In traditional industries like manufacturing or retail, intangible assets may still be important, but they might represent a smaller proportion of the overall value compared to tangible assets like property, plant, and equipment.
For startups and early-stage companies, intangible assets like innovative ideas, technological know-how, and the potential for future growth can be their most valuable assets, even if they haven't yet translated into significant financial performance. See: the European Patent Office (EPO) study, which highlights the economic benefits of owning intellectual property rights – especially for small businesses, as well as the WIPO article on IP in the knowledge economy and its value contribution (below).
Usually, it is only the expenses related to the development of intangible assets (rather than capitalized) that is reported. Part of the rationale is due to:
Recognition criteria under IAS 38: Under International Accounting Standard 38 (IAS 38), which governs intangible assets, there are strict criteria for recognizing internally generated intangible assets. These criteria often make it difficult to recognize many intangible assets, especially those related to research and development or internally developed brands.
Focus on historical cost: Traditional accounting principles tend to focus on historical cost.
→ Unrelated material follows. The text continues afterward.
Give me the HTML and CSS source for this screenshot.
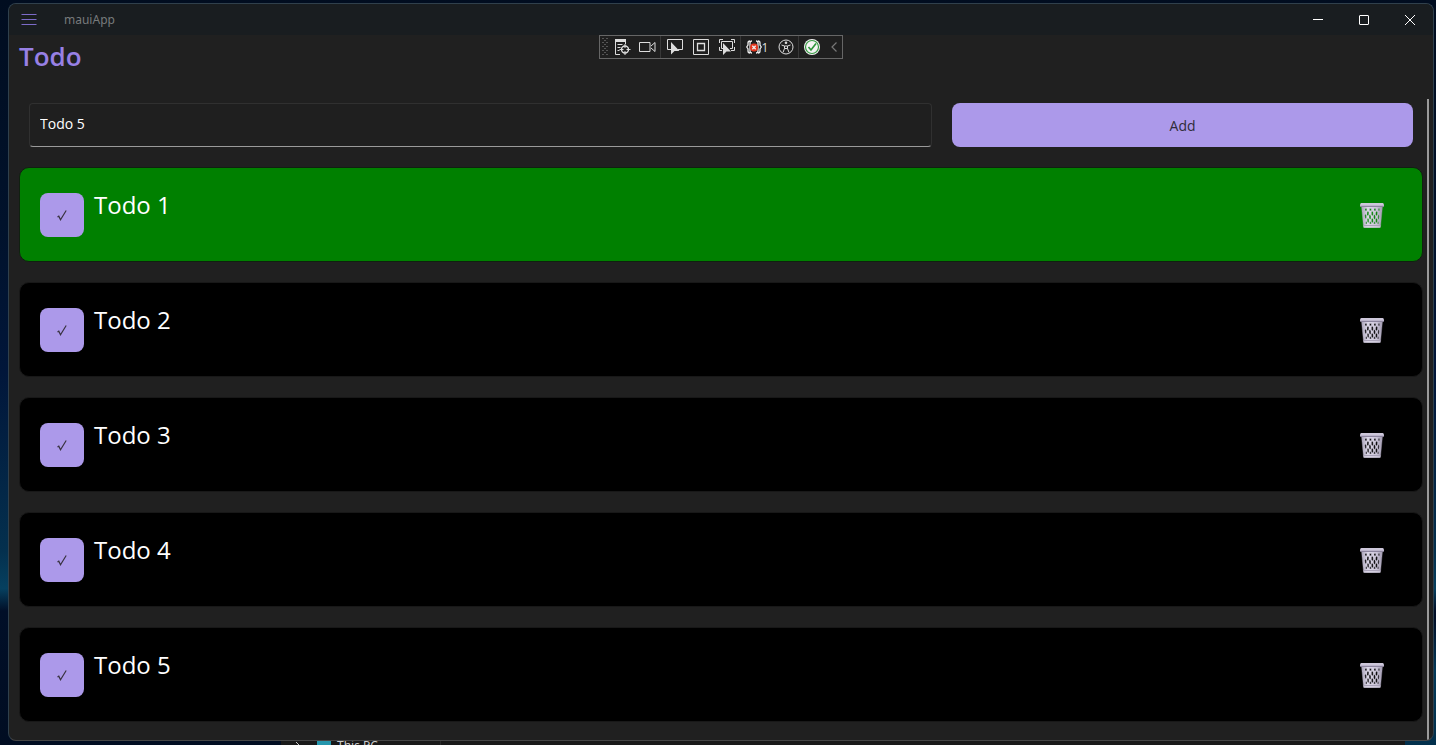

Intangible assets, particularly internally generated ones, often don't have a clear historical cost, making it difficult to assign a value to them.
Difficulty in measurement: Intangible assets, by their nature, are difficult to measure reliably. This can lead to concerns about subjectivity and potential manipulation if they are included on the balance sheet prior to a business combination.
Conservatism: Accounting tends to err on the side of conservatism. Recognizing intangible assets before a business combination can be seen as overly optimistic, potentially inflating the company's value.
However, during a business combination, the accounting treatment changes. Under IFRS 3 (Business Combinations), all identifiable intangible assets acquired in a business combination must be recognized at fair value, even if they were not previously recognized by the acquiree (or seller). This is because the business combination provides a more reliable basis for measuring the fair value of these assets. As a result, the true value of a company's intangible assets may never be truly unlocked; hence the need to have a more comprehensive snapshot of innovation and company financial performance, as potential measure of economic impact downstream. It will also provide an indicator as to what is better performing, and may be better safeguarded
Understanding the Past: A “Short” Literature Review
The challenges and issue of quantifying innovation contributions has been well documented, for example:
The 2015 WIPO Report, titled Breakthrough Innovation and Economic Growth, outlines the framework proposed by Nobel prize-winning economist Robert Solow (see here and here), in which he “decomposes output growth into two components: first, a component attributable to the accumulation of production factors – mainly capital and labor, later expanded to include human capital; and second, a component capturing an economy’s overall productivity growth, also referred to as total factor productivity (TFP) growth” as way of presenting the data;
The WIPO 2024 Report, titled Making Innovation Policy Work for Development, incorporates economic complexity indicators (ECI) into the equation, referring to the work of Professor Hidalgo:
Hidalgo, C.A. and R. Hausmann (2009). The building blocks of economic complexity. Proceedings of the National Academy of Sciences, 106(26), 10570–10575 (see here); and
Hidalgo, C.A., B. Klinger, A.L. Barabási and R. Hausmann, The product space conditions the development of nations. Science, 317(5837), 482–487 (see here), amongst others.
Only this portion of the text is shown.